* _Entries supplied_:
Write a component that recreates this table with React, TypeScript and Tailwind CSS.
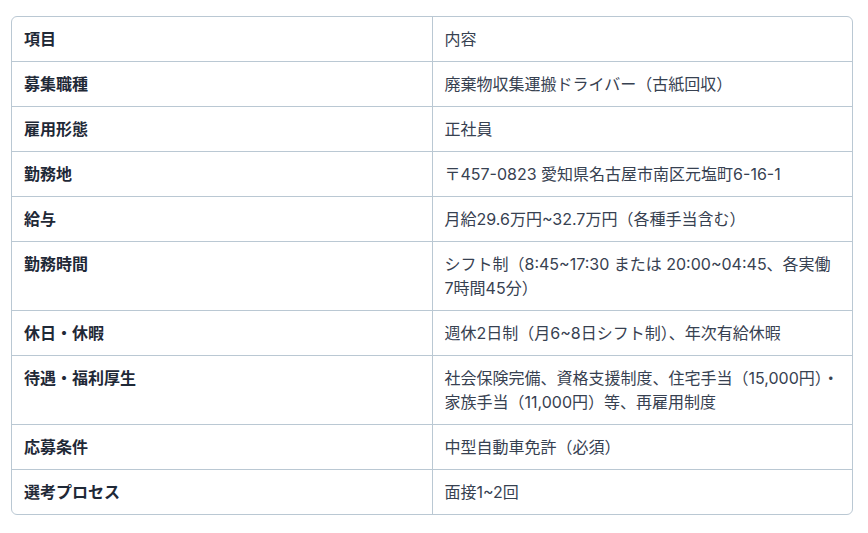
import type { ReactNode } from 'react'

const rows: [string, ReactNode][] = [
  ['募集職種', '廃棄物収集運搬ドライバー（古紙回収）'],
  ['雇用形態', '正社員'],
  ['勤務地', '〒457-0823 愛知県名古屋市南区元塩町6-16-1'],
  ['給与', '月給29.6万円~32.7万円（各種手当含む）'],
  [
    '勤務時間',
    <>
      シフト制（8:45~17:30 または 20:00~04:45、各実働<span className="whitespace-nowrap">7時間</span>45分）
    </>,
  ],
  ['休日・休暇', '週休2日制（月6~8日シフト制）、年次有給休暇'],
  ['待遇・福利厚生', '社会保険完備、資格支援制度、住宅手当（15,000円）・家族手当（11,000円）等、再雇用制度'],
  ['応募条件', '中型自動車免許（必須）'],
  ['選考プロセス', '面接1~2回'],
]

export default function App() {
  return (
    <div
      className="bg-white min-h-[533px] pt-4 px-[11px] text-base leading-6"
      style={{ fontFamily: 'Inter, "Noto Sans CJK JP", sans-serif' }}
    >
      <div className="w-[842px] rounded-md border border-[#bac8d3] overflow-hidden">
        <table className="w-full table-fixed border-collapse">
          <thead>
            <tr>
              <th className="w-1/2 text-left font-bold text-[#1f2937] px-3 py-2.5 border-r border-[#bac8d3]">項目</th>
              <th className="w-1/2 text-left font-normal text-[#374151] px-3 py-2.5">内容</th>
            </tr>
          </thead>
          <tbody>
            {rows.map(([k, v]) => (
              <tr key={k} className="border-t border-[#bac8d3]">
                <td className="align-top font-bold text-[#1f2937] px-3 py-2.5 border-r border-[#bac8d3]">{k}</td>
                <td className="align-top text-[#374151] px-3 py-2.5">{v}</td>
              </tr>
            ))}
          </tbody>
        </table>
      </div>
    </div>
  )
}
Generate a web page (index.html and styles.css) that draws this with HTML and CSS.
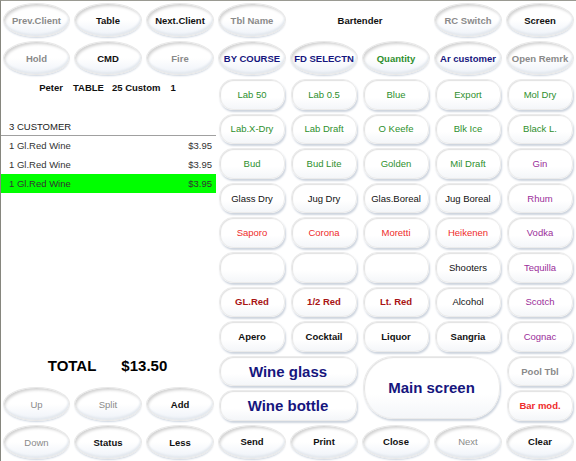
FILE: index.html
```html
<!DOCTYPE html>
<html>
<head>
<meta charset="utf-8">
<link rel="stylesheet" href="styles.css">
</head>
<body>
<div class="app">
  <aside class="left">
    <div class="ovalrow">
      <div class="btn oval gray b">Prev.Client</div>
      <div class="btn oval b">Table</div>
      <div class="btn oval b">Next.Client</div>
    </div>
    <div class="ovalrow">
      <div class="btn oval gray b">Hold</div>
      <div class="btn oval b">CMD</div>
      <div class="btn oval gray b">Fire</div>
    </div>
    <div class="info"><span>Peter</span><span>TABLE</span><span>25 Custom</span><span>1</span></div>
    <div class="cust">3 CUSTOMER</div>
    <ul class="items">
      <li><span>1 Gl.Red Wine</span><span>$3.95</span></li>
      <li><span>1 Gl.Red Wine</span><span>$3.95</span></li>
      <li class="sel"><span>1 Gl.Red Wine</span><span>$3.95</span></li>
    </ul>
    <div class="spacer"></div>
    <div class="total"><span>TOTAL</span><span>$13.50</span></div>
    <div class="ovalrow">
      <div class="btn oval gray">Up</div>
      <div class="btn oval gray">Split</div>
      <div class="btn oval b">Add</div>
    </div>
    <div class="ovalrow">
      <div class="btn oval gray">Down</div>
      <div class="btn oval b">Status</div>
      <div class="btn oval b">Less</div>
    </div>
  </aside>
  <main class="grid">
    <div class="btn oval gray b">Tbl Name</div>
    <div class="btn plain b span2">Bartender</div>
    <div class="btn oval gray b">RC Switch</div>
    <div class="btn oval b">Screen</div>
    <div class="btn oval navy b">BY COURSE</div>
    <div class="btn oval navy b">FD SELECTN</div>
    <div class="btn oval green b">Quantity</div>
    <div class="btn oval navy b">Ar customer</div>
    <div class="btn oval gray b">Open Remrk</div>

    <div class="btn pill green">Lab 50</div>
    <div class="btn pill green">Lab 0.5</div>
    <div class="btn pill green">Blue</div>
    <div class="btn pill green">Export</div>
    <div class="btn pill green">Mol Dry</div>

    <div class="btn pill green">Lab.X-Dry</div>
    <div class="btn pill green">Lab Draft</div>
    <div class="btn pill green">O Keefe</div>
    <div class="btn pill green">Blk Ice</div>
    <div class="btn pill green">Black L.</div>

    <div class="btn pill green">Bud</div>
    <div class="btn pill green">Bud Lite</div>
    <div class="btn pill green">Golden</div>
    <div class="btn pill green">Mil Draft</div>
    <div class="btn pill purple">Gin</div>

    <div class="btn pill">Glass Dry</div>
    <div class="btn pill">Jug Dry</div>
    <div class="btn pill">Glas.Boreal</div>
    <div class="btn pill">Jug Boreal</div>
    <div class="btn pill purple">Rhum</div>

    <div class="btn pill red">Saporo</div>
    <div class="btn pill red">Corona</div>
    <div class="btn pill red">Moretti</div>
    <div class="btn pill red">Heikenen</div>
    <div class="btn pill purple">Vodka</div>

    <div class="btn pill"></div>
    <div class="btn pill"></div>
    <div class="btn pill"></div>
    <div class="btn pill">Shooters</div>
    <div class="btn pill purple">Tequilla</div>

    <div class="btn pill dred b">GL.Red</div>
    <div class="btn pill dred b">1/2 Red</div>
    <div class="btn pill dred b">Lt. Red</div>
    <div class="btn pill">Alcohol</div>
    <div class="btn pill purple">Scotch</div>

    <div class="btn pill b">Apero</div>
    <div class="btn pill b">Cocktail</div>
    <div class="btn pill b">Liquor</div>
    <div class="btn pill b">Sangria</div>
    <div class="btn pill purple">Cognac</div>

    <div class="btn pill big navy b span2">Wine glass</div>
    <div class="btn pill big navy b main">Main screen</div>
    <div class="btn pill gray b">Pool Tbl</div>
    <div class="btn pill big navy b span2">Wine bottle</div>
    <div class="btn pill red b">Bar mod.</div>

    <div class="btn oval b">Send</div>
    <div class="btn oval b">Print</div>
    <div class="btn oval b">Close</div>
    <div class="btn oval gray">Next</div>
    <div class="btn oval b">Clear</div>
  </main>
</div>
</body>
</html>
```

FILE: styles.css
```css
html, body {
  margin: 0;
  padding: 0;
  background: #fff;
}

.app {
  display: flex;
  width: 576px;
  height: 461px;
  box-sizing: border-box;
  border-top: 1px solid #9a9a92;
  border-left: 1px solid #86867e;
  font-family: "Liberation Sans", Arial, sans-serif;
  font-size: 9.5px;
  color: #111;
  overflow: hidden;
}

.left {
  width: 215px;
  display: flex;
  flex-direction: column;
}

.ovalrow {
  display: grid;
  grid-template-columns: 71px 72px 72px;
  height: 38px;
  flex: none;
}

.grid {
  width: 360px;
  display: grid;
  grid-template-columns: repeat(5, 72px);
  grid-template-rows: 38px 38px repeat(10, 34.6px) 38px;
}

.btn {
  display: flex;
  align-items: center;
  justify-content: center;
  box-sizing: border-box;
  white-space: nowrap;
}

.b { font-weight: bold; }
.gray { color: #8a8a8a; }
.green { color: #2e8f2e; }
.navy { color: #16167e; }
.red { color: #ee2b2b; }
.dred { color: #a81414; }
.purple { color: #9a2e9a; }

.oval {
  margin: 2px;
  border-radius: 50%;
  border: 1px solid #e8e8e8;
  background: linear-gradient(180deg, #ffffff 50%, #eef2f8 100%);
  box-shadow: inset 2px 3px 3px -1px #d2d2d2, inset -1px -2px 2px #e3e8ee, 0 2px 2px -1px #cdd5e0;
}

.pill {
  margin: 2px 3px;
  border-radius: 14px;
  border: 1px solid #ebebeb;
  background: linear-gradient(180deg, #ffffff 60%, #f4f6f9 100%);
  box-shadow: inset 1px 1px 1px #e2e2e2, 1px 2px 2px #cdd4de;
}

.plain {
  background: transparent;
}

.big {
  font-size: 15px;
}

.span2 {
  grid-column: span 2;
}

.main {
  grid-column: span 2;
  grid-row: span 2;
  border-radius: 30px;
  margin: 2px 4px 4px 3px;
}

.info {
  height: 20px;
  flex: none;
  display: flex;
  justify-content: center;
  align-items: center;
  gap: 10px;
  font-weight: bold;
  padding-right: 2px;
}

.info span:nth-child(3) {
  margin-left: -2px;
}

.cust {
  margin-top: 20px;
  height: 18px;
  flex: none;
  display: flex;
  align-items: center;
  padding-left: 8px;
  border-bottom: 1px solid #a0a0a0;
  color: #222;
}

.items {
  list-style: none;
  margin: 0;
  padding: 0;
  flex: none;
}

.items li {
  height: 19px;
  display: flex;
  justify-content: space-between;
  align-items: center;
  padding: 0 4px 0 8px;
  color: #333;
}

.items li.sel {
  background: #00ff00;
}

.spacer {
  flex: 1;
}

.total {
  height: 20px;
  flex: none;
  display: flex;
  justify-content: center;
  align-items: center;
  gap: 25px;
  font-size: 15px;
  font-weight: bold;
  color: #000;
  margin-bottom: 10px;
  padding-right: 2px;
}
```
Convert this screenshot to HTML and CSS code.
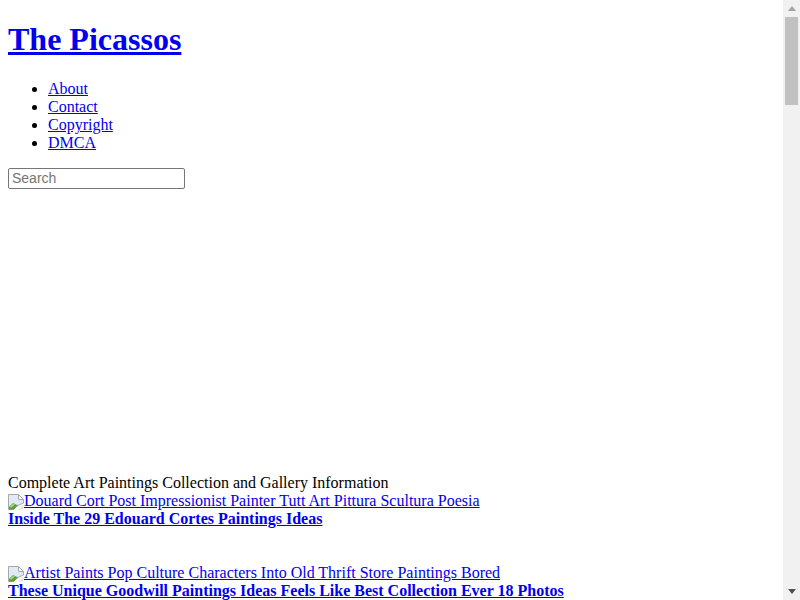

* _Directions for this task_: Each line that has the word "with" should be copied.

* _Task solution_:
Write a component that recreates this table with React, TypeScript and Tailwind CSS.
Generate a web page (index.html and styles.css) that draws this with HTML and CSS.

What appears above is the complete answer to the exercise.